I love it when my former students call me because it's as I love, you know, there's few things that you can love more than just hearing from these kids that you knew when they were little, growing up to meet mummies and daddies and, and very kindly often, you know, getting getting their old teacher's book and reading it and all that sort of stuff. And listening to these podcasts as this woman did. And a little shout out of hi to her because she'll probably be listening to this.
I asked her if it was okay to talk about it, of course. But the the the life lesson in that is so fundamental to what so many of us are wishing for our children is is moving in closer and and the only thing that I feel we need to reject is rejection is rejection based discipline, that unless you do exactly what I say, you are going to be rejected.
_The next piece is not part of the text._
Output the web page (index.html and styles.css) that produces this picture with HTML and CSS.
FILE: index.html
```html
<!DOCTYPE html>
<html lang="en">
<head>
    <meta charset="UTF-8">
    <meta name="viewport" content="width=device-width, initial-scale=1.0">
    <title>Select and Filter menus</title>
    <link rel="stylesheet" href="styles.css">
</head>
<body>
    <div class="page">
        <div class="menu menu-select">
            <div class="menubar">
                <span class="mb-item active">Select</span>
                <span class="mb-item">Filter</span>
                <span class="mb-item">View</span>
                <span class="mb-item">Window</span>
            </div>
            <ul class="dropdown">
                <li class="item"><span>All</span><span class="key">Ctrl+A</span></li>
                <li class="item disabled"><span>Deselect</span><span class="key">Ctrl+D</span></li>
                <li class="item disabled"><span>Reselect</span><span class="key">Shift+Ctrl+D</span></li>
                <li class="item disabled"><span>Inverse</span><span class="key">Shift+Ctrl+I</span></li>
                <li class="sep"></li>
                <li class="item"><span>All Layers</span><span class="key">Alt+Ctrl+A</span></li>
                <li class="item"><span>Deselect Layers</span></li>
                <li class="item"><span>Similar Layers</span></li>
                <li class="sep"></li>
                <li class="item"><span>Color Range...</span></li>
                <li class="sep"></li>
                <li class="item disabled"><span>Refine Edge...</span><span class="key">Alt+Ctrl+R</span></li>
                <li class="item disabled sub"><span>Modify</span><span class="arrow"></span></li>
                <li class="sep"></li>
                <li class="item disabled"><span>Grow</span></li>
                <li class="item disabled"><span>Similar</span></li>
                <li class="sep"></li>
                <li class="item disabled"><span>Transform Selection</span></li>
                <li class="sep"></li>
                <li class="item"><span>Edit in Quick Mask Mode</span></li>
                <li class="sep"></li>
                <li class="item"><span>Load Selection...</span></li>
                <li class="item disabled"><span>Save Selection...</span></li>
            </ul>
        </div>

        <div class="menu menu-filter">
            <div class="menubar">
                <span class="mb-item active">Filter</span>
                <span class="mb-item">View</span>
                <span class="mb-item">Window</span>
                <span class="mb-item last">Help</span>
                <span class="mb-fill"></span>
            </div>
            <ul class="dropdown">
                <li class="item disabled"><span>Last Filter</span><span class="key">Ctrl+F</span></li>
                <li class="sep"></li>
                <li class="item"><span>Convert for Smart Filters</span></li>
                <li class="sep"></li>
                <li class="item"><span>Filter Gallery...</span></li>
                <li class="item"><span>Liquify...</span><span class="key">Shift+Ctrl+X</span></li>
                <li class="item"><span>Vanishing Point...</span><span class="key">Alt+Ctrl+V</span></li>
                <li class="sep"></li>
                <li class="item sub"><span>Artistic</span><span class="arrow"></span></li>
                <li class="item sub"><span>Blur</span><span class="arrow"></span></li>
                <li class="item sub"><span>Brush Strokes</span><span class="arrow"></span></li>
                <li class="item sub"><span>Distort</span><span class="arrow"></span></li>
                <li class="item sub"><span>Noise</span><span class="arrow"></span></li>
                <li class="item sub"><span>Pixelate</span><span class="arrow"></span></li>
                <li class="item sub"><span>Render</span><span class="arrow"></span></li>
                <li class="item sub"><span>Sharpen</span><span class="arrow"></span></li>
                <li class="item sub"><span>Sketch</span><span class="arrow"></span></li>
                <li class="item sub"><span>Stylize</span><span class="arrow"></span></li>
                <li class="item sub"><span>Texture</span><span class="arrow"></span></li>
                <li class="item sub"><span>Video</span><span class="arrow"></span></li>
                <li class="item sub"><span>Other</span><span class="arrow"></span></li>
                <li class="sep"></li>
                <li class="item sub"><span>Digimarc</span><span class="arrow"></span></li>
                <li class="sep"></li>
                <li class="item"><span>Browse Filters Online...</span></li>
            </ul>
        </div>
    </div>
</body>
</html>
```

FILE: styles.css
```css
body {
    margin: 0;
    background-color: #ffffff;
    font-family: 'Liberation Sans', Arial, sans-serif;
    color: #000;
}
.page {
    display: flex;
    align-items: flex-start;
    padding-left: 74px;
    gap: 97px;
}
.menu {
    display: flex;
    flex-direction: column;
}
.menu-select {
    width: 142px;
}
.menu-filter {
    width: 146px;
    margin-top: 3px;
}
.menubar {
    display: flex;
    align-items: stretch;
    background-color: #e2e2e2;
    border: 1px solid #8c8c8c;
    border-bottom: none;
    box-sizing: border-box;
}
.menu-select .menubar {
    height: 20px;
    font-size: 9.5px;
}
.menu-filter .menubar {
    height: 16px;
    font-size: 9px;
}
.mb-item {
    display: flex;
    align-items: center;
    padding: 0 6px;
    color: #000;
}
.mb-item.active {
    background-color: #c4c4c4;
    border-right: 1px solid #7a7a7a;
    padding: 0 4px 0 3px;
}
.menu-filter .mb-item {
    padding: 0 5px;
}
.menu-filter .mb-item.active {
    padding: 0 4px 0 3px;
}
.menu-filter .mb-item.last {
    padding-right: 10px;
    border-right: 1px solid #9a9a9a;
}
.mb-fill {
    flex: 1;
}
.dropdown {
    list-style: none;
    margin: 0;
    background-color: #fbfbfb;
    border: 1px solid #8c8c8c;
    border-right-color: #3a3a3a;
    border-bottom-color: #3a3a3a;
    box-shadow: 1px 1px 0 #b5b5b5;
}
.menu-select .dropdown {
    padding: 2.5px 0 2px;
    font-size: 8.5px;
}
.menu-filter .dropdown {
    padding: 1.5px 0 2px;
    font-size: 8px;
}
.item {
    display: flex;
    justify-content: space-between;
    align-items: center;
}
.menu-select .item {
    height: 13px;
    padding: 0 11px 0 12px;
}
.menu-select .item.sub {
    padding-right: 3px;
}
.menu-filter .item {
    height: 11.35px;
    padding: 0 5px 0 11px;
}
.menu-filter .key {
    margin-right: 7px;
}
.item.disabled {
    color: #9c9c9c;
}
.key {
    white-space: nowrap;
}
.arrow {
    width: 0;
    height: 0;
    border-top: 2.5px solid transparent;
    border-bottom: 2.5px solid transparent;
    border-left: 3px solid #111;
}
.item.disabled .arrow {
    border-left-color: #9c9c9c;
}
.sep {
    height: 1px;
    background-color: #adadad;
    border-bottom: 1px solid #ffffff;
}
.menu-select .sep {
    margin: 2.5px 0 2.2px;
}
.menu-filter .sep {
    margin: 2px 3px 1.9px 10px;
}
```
Moving in closer in that volleyball game, and that was that went on for pretty much a whole season with with with this young woman.
What happened by 12th grade is and this is just I wanted to end the story on this note is that she became one of our most solid backcourt players. She became really good. And she was never served on again.
She stood confidently, but we had to move her to that point as as a team. And as a whole team, we felt better for it. Just like as a whole family, we can feel better when we draw towards a child who feels the world's coming at them too hard.
Okay, hope that's helpful. Bye bye for now.